Pretty interesting editorial! :slight_smile:

Weak test cases.

https://www.codechef.com/viewsolution/9709264

The above solution prints “Second” for the following case:

1

4

3 3 3 2

The correct answer is “First”.

Someone please clear my doubt by giving a test case.I didn’t checked the first condition of xoring all elements and checking if its zero…directly checked if N is odd or even.Because I feel that there is no way of getting xor=0 if N is odd.Someone please prove me wrong!

What will the output when the input is :
1
4
2 2 1 3
In this case, the correct answer should be Second.
But above stated method gives First.

@ashubaplawat there are many ways for the first to win , one of them is : (1,1,2,2,3,4) -> (1,1,2,2,3)
-> (1,1,2,3) -> (1,1,3) -> (1,3) -> 1 -> 3

Awesome Editorial!

2 Likes

1 2 3 10 10 10 10

did the same thing, can anybody explain why our solution is wrong

I think the answer should be First only.

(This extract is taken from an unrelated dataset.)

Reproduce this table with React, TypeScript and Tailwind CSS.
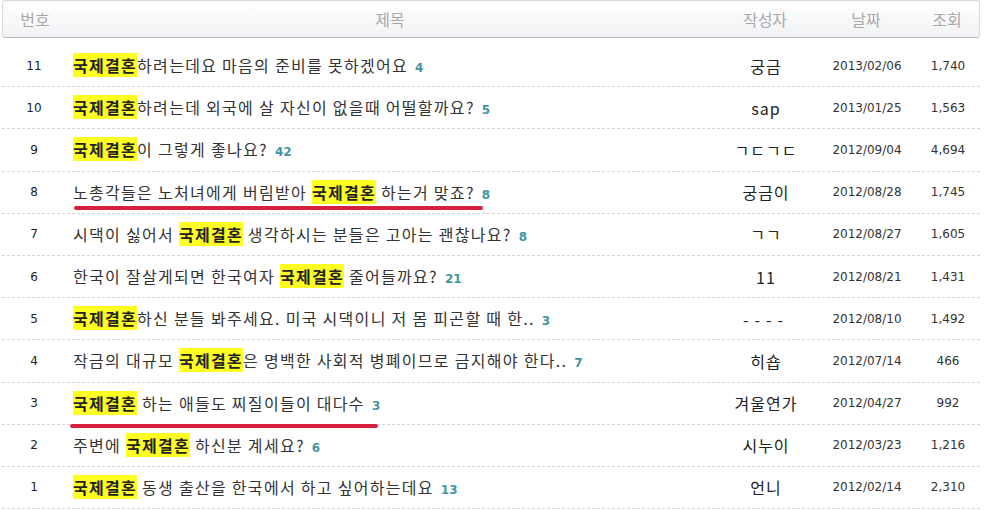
import React from 'react';

type Post = {
  no: number;
  before?: string;
  after?: string;
  comments: number;
  author: string;
  date: string;
  views: string;
};

const posts: Post[] = [
  { no: 11, after: '하려는데요 마음의 준비를 못하겠어요', comments: 4, author: '궁금', date: '2013/02/06', views: '1,740' },
  { no: 10, after: '하려는데 외국에 살 자신이 없을때 어떨할까요?', comments: 5, author: 'sap', date: '2013/01/25', views: '1,563' },
  { no: 9, after: '이 그렇게 좋나요?', comments: 42, author: 'ㄱㄷㄱㄷ', date: '2012/09/04', views: '4,694' },
  { no: 8, before: '노총각들은 노처녀에게 버림받아 ', after: ' 하는거 맞죠?', comments: 8, author: '궁금이', date: '2012/08/28', views: '1,745' },
  { no: 7, before: '시댁이 싫어서 ', after: ' 생각하시는 분들은 고아는 괜찮나요?', comments: 8, author: 'ㄱㄱ', date: '2012/08/27', views: '1,605' },
  { no: 6, before: '한국이 잘살게되면 한국여자 ', after: ' 줄어들까요?', comments: 21, author: '11', date: '2012/08/21', views: '1,431' },
  { no: 5, after: '하신 분들 봐주세요. 미국 시댁이니 저 몸 피곤할 때 한..', comments: 3, author: '----', date: '2012/08/10', views: '1,492' },
  { no: 4, before: '작금의 대규모 ', after: '은 명백한 사회적 병폐이므로 금지해야 한다..', comments: 7, author: '히숍', date: '2012/07/14', views: '466' },
  { no: 3, after: ' 하는 애들도 찌질이들이 대다수', comments: 3, author: '겨울연가', date: '2012/04/27', views: '992' },
  { no: 2, before: '주변에 ', after: ' 하신분 계세요?', comments: 6, author: '시누이', date: '2012/03/23', views: '1,216' },
  { no: 1, after: ' 동생 출산을 한국에서 하고 싶어하는데요', comments: 13, author: '언니', date: '2012/02/14', views: '2,310' },
];

const kr = "font-['Noto_Sans_CJK_KR','Noto_Sans',sans-serif]";
const num = "font-['DejaVu_Sans','Liberation_Sans',sans-serif]";

function Row({ post }: { post: Post }) {
  return (
    <div className="flex h-[42.2px] items-center border-b border-dashed border-[#d4d4d4]">
      <div className={`w-[64px] text-center text-[12px] text-[#222] ${num}`}>{post.no}</div>
      <div className={`flex-1 pl-[7px] text-[16px] leading-none text-[#333] whitespace-pre ${kr}`}>
        <span className="tracking-[1.3px]">
          {post.before}
          <span className="bg-[#ffff22] font-bold text-[#222]">국제결혼</span>
          {post.after}
        </span>
        <span className={`ml-[7px] text-[12px] font-bold text-[#3f979d] ${num}`}>{post.comments}</span>
      </div>
      <div
        className={`w-[104px] text-center text-[16px] leading-none text-[#222] ${kr} ${
          post.author === '----' ? 'tracking-[6px]' : 'tracking-[1px]'
        }`}
      >
        {post.author}
      </div>
      <div className={`w-[98px] text-center text-[12px] text-[#333] ${num}`}>{post.date}</div>
      <div className={`w-[64px] text-center text-[12px] text-[#333] ${num}`}>{post.views}</div>
    </div>
  );
}

export default function App() {
  return (
    <div className="relative h-[511px] w-[999px] overflow-hidden bg-white">
      <div className="ml-[2px] w-[978px]">
        <div
          className={`mb-[7px] flex h-[38px] items-center rounded-[3px] border border-[#d6d9dd] border-b-[#b7bcc2] bg-gradient-to-b from-white to-[#f1f2f4] text-[16px] text-[#a8a8a8] ${kr}`}
        >
          <div className="w-[64px] text-center">번호</div>
          <div className="flex-1 text-center">제목</div>
          <div className="w-[104px] text-center">작성자</div>
          <div className="w-[98px] text-center">날짜</div>
          <div className="w-[64px] text-center">조회</div>
        </div>
        {posts.map((p) => (
          <Row key={p.no} post={p} />
        ))}
      </div>
      {/* red marker lines drawn over the list */}
      <div className="absolute left-[74px] top-[206px] h-[4px] w-[409px] rounded-full bg-[#d6213a]" />
      <div className="absolute left-[70px] top-[424px] h-[4px] w-[308px] rounded-full bg-[#d6213a]" />
    </div>
  );
}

Say first player removes pile with number 2 then i have 5 piles with same number so the second player will remove one of those piles leaving equal piles in even numbers so answer of XOR is zero hence first wins. Do comment if i am wrong

Your code gives wrong answer for this test case.

1

3

1 2 3

Your answer - Second

Correct answer - First